• [Problem description] The listing below should be printed exactly, every line of it. Skip the pictures.

• [Data segment]
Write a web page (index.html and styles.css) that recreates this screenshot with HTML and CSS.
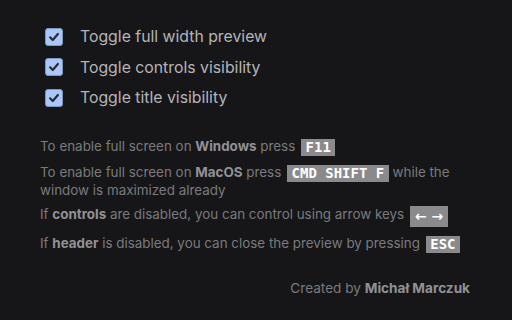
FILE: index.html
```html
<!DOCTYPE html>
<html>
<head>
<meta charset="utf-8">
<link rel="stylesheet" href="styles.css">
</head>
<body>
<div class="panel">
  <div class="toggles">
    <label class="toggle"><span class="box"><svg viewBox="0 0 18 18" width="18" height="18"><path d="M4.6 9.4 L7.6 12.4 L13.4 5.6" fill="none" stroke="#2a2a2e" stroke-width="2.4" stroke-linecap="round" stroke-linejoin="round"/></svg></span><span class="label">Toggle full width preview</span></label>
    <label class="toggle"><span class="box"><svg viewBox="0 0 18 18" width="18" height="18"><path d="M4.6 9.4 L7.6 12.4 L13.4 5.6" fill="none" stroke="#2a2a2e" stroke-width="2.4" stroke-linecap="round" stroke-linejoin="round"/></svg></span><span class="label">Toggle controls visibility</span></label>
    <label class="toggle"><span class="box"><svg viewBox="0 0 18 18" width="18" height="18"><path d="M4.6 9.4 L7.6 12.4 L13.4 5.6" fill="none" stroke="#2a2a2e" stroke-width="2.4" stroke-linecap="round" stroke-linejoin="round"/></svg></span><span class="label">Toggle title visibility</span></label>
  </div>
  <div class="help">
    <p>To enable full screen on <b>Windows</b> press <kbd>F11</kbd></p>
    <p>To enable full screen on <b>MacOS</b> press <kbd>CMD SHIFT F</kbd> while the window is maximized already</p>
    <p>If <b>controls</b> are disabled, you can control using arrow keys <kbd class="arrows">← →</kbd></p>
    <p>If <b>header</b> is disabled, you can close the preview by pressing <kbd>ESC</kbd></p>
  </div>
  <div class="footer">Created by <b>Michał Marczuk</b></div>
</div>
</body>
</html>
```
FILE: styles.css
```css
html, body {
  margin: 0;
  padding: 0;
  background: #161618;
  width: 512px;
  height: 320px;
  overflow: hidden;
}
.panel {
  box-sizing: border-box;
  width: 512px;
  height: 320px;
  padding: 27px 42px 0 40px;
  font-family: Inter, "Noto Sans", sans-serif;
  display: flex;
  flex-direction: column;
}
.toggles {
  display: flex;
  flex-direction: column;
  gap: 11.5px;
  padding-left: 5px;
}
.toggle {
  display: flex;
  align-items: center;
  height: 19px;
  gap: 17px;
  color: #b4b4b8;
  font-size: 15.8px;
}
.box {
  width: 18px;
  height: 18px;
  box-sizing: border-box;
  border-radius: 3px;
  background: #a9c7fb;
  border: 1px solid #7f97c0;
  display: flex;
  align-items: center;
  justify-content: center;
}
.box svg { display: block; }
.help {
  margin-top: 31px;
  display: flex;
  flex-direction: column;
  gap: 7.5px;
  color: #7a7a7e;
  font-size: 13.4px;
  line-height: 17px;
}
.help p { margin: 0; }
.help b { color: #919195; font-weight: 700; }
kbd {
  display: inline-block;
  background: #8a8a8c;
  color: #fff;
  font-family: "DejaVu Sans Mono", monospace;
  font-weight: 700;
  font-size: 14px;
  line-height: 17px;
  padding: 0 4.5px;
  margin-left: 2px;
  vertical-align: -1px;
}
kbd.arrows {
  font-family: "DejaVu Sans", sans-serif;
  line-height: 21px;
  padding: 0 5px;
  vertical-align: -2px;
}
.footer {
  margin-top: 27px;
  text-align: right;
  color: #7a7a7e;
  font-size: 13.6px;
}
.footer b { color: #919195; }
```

• [Output below]
Write a web page (index.html and styles.css) that recreates this screenshot with HTML and CSS.
FILE: index.html
```html
<!DOCTYPE html>
<html>
<head>
<meta charset="utf-8">
<link rel="stylesheet" href="styles.css">
</head>
<body>
<div class="panel">
  <div class="toggles">
    <label class="toggle"><span class="box"><svg viewBox="0 0 18 18" width="18" height="18"><path d="M4.6 9.4 L7.6 12.4 L13.4 5.6" fill="none" stroke="#2a2a2e" stroke-width="2.4" stroke-linecap="round" stroke-linejoin="round"/></svg></span><span class="label">Toggle full width preview</span></label>
    <label class="toggle"><span class="box"><svg viewBox="0 0 18 18" width="18" height="18"><path d="M4.6 9.4 L7.6 12.4 L13.4 5.6" fill="none" stroke="#2a2a2e" stroke-width="2.4" stroke-linecap="round" stroke-linejoin="round"/></svg></span><span class="label">Toggle controls visibility</span></label>
    <label class="toggle"><span class="box"><svg viewBox="0 0 18 18" width="18" height="18"><path d="M4.6 9.4 L7.6 12.4 L13.4 5.6" fill="none" stroke="#2a2a2e" stroke-width="2.4" stroke-linecap="round" stroke-linejoin="round"/></svg></span><span class="label">Toggle title visibility</span></label>
  </div>
  <div class="help">
    <p>To enable full screen on <b>Windows</b> press <kbd>F11</kbd></p>
    <p>To enable full screen on <b>MacOS</b> press <kbd>CMD SHIFT F</kbd> while the window is maximized already</p>
    <p>If <b>controls</b> are disabled, you can control using arrow keys <kbd class="arrows">← →</kbd></p>
    <p>If <b>header</b> is disabled, you can close the preview by pressing <kbd>ESC</kbd></p>
  </div>
  <div class="footer">Created by <b>Michał Marczuk</b></div>
</div>
</body>
</html>
```
FILE: styles.css
```css
html, body {
  margin: 0;
  padding: 0;
  background: #161618;
  width: 512px;
  height: 320px;
  overflow: hidden;
}
.panel {
  box-sizing: border-box;
  width: 512px;
  height: 320px;
  padding: 27px 42px 0 40px;
  font-family: Inter, "Noto Sans", sans-serif;
  display: flex;
  flex-direction: column;
}
.toggles {
  display: flex;
  flex-direction: column;
  gap: 11.5px;
  padding-left: 5px;
}
.toggle {
  display: flex;
  align-items: center;
  height: 19px;
  gap: 17px;
  color: #b4b4b8;
  font-size: 15.8px;
}
.box {
  width: 18px;
  height: 18px;
  box-sizing: border-box;
  border-radius: 3px;
  background: #a9c7fb;
  border: 1px solid #7f97c0;
  display: flex;
  align-items: center;
  justify-content: center;
}
.box svg { display: block; }
.help {
  margin-top: 31px;
  display: flex;
  flex-direction: column;
  gap: 7.5px;
  color: #7a7a7e;
  font-size: 13.4px;
  line-height: 17px;
}
.help p { margin: 0; }
.help b { color: #919195; font-weight: 700; }
kbd {
  display: inline-block;
  background: #8a8a8c;
  color: #fff;
  font-family: "DejaVu Sans Mono", monospace;
  font-weight: 700;
  font-size: 14px;
  line-height: 17px;
  padding: 0 4.5px;
  margin-left: 2px;
  vertical-align: -1px;
}
kbd.arrows {
  font-family: "DejaVu Sans", sans-serif;
  line-height: 21px;
  padding: 0 5px;
  vertical-align: -2px;
}
.footer {
  margin-top: 27px;
  text-align: right;
  color: #7a7a7e;
  font-size: 13.6px;
}
.footer b { color: #919195; }
```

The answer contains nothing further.